Met Gennez op Cultuur lijkt het alsof er een culturele klassenstrijd wordt gevoerd tegen ‘de hogere cultuur’. Wat te elitair is, te intellectueel, te saai en te stoffig, maar evengoed te snob en te highbrow, hoeft blijkbaar niet echt te rekenen op Gennez. Want als bij toeval zijn het M HKA, de KANTL, de Koninklijke Vlaamse Academie en deels zelfs de Ultima’s actoren in dat ‘hogere’ gedeelte. Wat niet wil zeggen dat volksere cultuur – The Masked Singer, bijvoorbeeld – ook lager is, in de betekenis van minderwaardig. Maar of commerciële cultuur per definitie socialistische cultuur is?
Caroline Gennez is verstandig genoeg om in te zien dat ze het de voorbije weken niet goed gedaan heeft. Het gaat er niet om dat ze heeft bespaard. Dat kon niet anders in een regering waarvan de N-VA de hoofdlijnen uitzet. Dat wordt uiteindelijk ook aanvaard in de cultuursector. Maar niet de manier waarop.

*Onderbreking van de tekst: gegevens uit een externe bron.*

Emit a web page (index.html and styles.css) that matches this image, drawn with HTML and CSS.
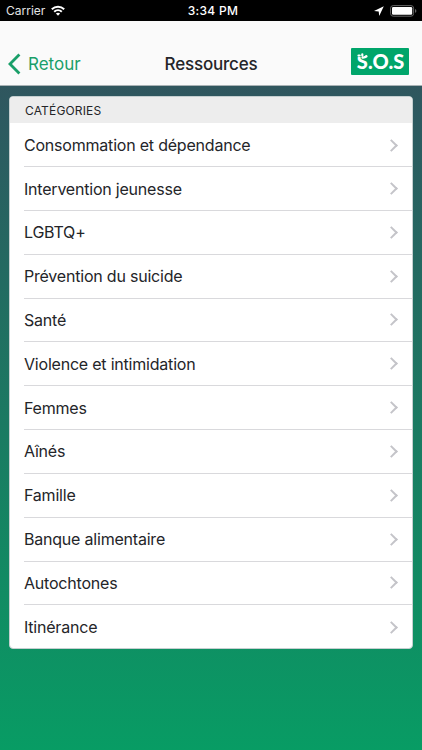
FILE: index.html
```html
<!DOCTYPE html>
<html lang="fr">
<head>
<meta charset="utf-8">
<title>Ressources</title>
<link rel="stylesheet" href="styles.css">
</head>
<body>
<div class="status">
  <div class="status-left"><span class="carrier">Carrier</span>
    <svg class="wifi" width="14" height="11" viewBox="0 0 14 11"><g fill="none" stroke="#fff" stroke-width="2"><path d="M.8 4.2C4.4.8 9.6.8 13.2 4.2"/><path d="M3.2 6.7c2.2-2.1 5.4-2.1 7.6 0"/></g><path d="M4.9 8.5c1.2-1.1 3-1.1 4.2 0L7 10.7z" fill="#fff"/></svg>
  </div>
  <div class="time">3:34 PM</div>
  <div class="status-right">
    <svg width="10" height="10" viewBox="0 0 10 10"><path d="M9.8.2 0 4.9l4.7.5.5 4.6z" fill="#fff"/></svg>
    <svg width="27" height="12" viewBox="0 0 27 12"><rect x=".6" y=".6" width="23" height="10.6" rx="2.6" fill="none" stroke="#666"/><rect x="2" y="2" width="20.2" height="7.8" rx="1.3" fill="#fff"/><path d="M25 4q1.4.5 1.4 1.9T25 7.8z" fill="#666"/></svg>
  </div>
</div>
<header class="nav">
  <div class="back">
    <svg width="13" height="22" viewBox="0 0 13 22"><path d="M11.4 1.6 2 11l9.4 9.4" fill="none" stroke="#1a9f69" stroke-width="2.8"/></svg>
    <span>Retour</span>
  </div>
  <h1 class="title">Ressources</h1>
  <div class="sos">
    <svg width="58" height="27" viewBox="0 0 58 27"><text class="sos-text" x="5.8" y="20.8" textLength="47.5">S.O.S</text><path d="M4 4h11.5v2.8L12 9.2H9.4L7 8.4H4z" fill="#00a56a"/><path d="M7.5 7.5h1.2M11.3 6.3v1.2M11.5 9.6q2.4.2 4-1.2" fill="none" stroke="#fff" stroke-width="2.2" stroke-linecap="round"/></svg>
  </div>
</header>
<main class="page">
  <section class="card">
    <h2 class="card-head">CATÉGORIES</h2>
    <ul class="list">
      <li class="row"><span>Consommation et dépendance</span><i class="chev"></i></li>
      <li class="row"><span>Intervention jeunesse</span><i class="chev"></i></li>
      <li class="row"><span>LGBTQ+</span><i class="chev"></i></li>
      <li class="row"><span>Prévention du suicide</span><i class="chev"></i></li>
      <li class="row"><span>Santé</span><i class="chev"></i></li>
      <li class="row"><span>Violence et intimidation</span><i class="chev"></i></li>
      <li class="row"><span>Femmes</span><i class="chev"></i></li>
      <li class="row"><span>Aînés</span><i class="chev"></i></li>
      <li class="row"><span>Famille</span><i class="chev"></i></li>
      <li class="row"><span>Banque alimentaire</span><i class="chev"></i></li>
      <li class="row"><span>Autochtones</span><i class="chev"></i></li>
      <li class="row"><span>Itinérance</span><i class="chev"></i></li>
    </ul>
  </section>
</main>
</body>
</html>
```
FILE: styles.css
```css
* { box-sizing: border-box; margin: 0; padding: 0; }
body {
  width: 422px; height: 750px; overflow: hidden;
  display: flex; flex-direction: column;
  font-family: Inter, "Liberation Sans", sans-serif; color: #242529;
}
.status {
  flex: none; height: 21px; background: #000; color: #fff;
  display: grid; grid-template-columns: 1fr auto 1fr; align-items: center;
  padding: 0 6px; font-size: 12px; line-height: 21px;
}
.status-left { display: flex; align-items: center; gap: 6px; }
.carrier { color: #e4e4e4; }
.time { font-weight: 500; letter-spacing: .3px; padding-left: 4px; }
.status-right { display: flex; align-items: center; justify-content: flex-end; gap: 6px; margin-right: -1px; }
.nav {
  flex: none; height: 65px; background: #fafafa; border-bottom: 1px solid #a9b2b5;
  display: grid; grid-template-columns: 1fr auto 1fr; align-items: center;
  padding: 21px 13px 0 8px;
}
.back { display: flex; align-items: center; gap: 7px; color: #1a9f69; font-size: 17px; letter-spacing: 0; }
.title { font-size: 17px; font-weight: 450; letter-spacing: -.2px; padding-left: 5px; }
.sos {
  justify-self: end; width: 58px; height: 27px; margin-top: -4px;
  background: #00a56a; border-radius: 1px;
}
.sos svg { display: block; }
.sos-text { font: 900 20px Lato, sans-serif; fill: #fff; }
.page {
  flex: 1; padding: 10px 9px 0;
  background: linear-gradient(#30565e 0, #2d5960 4%, #089c64 100%);
}
.card { height: 553px; background: #fff; border: 1px solid #c5cfd0; border-radius: 4px; overflow: hidden; }
.card-head {
  height: 26px; padding-left: 15px; background: #ededed;
  font-size: 12px; line-height: 27px; font-weight: 400; letter-spacing: .16px;
}
.list { list-style: none; padding-left: 14px; }
.row {
  height: 43.84px; padding: 0 14px 0 0; border-bottom: 1px solid #d9d9dc;
  display: flex; align-items: center; justify-content: space-between;
  font-size: 16px; letter-spacing: -.21px;
}
.row:first-child { height: 44.1px; padding-top: 1px; }
.row:last-child { border-bottom: 0; }
.chev {
  width: 9px; height: 9px; margin-right: 2px;
  border-top: 2px solid #c4c4c9; border-right: 2px solid #c4c4c9; transform: rotate(45deg);
}
```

Dat bleek bijzonder goed uit het dubbelinterview in De Morgen met Luc Tuymans en Michael Borremans, twee van de belangrijkste levende Vlaamse kunstenaars.
Onder de kop ‘De politiek is weer glad vergeten om naar ons te luisteren’ krijgt Gennez en haar cultuurbeleid er fors van langs. ‘”Het nieuwe M HKA moet een broedplek van de actuele kunsten worden,”‘ zegt Gennez nu, “met ruimte voor tentoonstellingen, residenties, ateliers, workshops en onderwijs.” Ik stel mij daar eerder een kunsttherapeutisch centrum bij voor, waar hedendaagse kunst met internationale allure wordt weggedrukt ten voordele van lokale bedrijvigheid.’ (Luc Tuymans)
Tegelijk geniet ze nog nog enig krediet: ‘Wij moeten deze crisis aangrijpen om dingen in beweging te zetten en alternatieven te bedenken. Laten we constructief zijn, want zo kan het echt niet verder. We moeten nu gaan samenzitten en dialogeren, ook met de politiek.’ (Michael Borremans)
Het gaat erom dat Caroline Gennez haar goede naam dreigt kwijt te raken, haar reputatie van een integere politica. Dat valt te herstellen – ze kan terugvechten, dat heeft ze al getoond. Maar op voorwaarde dat haar beleid transparanter en rechtlijniger wordt, dat ze meer de dialoog aangaat en dat ze vervolgens haar eigen koers meer zelf bepaalt dan nu het geval is. Of lijkt. En vooral: dat ze stopt met liegen.